I am very very happy to share my most recent commissioned work! This short piece is a collaboration between myself and the Senator George J. Mitchell Scholarship Research Institute. For the unfamiliar, the Mitchell Institute was established by Senator George J. Mitchell in Maine, as a scholarship award non-profit organization. What is uniquely special is that it has become so much more.

The MI was formed in 1995, with the hope of providing one graduating senior from every High School in the state of Maine a 4 year scholarship to help ease the burden of financial responsibility. It was that simple, and that monumental. I was introduced to the MI as a high school senior in 2003, when I was applying for scholarships from my small town school, so I could go to the University of Maine in Orono. My father worked in a Navy shipyard, which meant I qualified for a pioneer award.

Towards the end of July I was asked to an informal afternoon meeting with two of their hardest working employees to explore the possibility of developing a video project to play as an opener during their annual fall gala. The write-up from this year’s 2013 event can be read via the Portland Press Herald. In 2012 they experimented with playing a video in front of some 500 attendees, which was a huge success, so this year the goal was to go bigger. Aware of my wedding video experience they contacted me, and we held a couple brainstorming sessions hammering overall direction and logistics.

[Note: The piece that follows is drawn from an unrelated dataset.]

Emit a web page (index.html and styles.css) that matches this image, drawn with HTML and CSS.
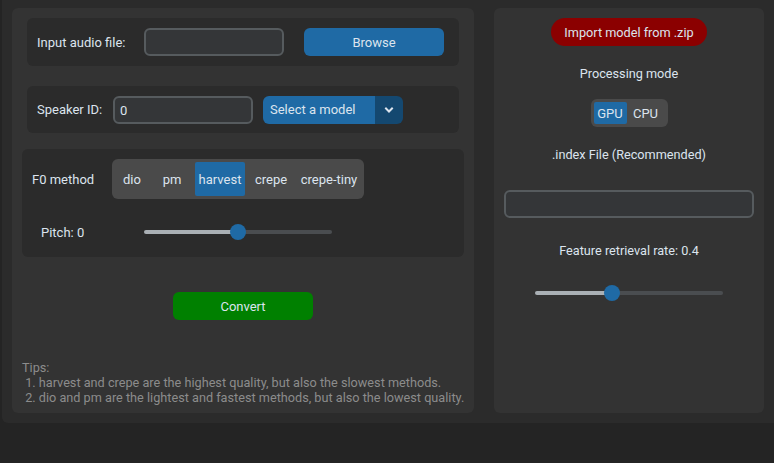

This last meeting before we hit the ground running was the closest to a movie pitch meeting I’ve ever had in a room with the people who ultimately had final approval.

The main film was going to focus on two college students who best exemplified the values of an ideal scholar. In my head I was thinking a hybrid 60 Minutes-esque biographical vignette with marketing appeal that communicates the core narrative “heroic journey” of our underdogs. From the get go I wanted real footage of Abby and Jeff (the scholars) in their authentic environments juxtaposing the academic and home town origins. Because all of it would be shot on location, nature was our one and only chief lighting source, and possibly the my biggest concern heading into every shoot. Thankfully, 75% of it was captured in ideal late afternoon sunlight.


Gear was kept as minimal as possible even though a double Canon 5D camera setup is always cumbersome to prep for, on top of recording audio using a boom pole + shotgun mic. I used a gorilla pod to attach a zoom H4N to the shotgun mic stand. Clipped lapel mics to them each time going into a Zoom H1 for backup. Carried every prime lens I own, in addition to 2 tripods, trusty monopod, and Konova slider.


These kids could already speak confidently in front of large audiences, but speaking on tape, with the exact mixture of conviction, eloquence, and humility, all without stumbling, takes some perseverance to do over and over again. I managed [worried] the technical aspects while a MI staff member conducted the hard hitting interviews with scholars and their parents, until we got everything we could possibly use. Then it was up to me to direct them for B-Roll recording. This meant making Jeff repeatedly toss bails of hay on his family farm, or Abby look thoughtfully in the distance while I captured her close up. I wouldn’t say it was all easy, but for the most part it was fun and exciting to branch out of the corporate and wedding video atmosphere, which had already taught me valuable transferrable skills I used for this project.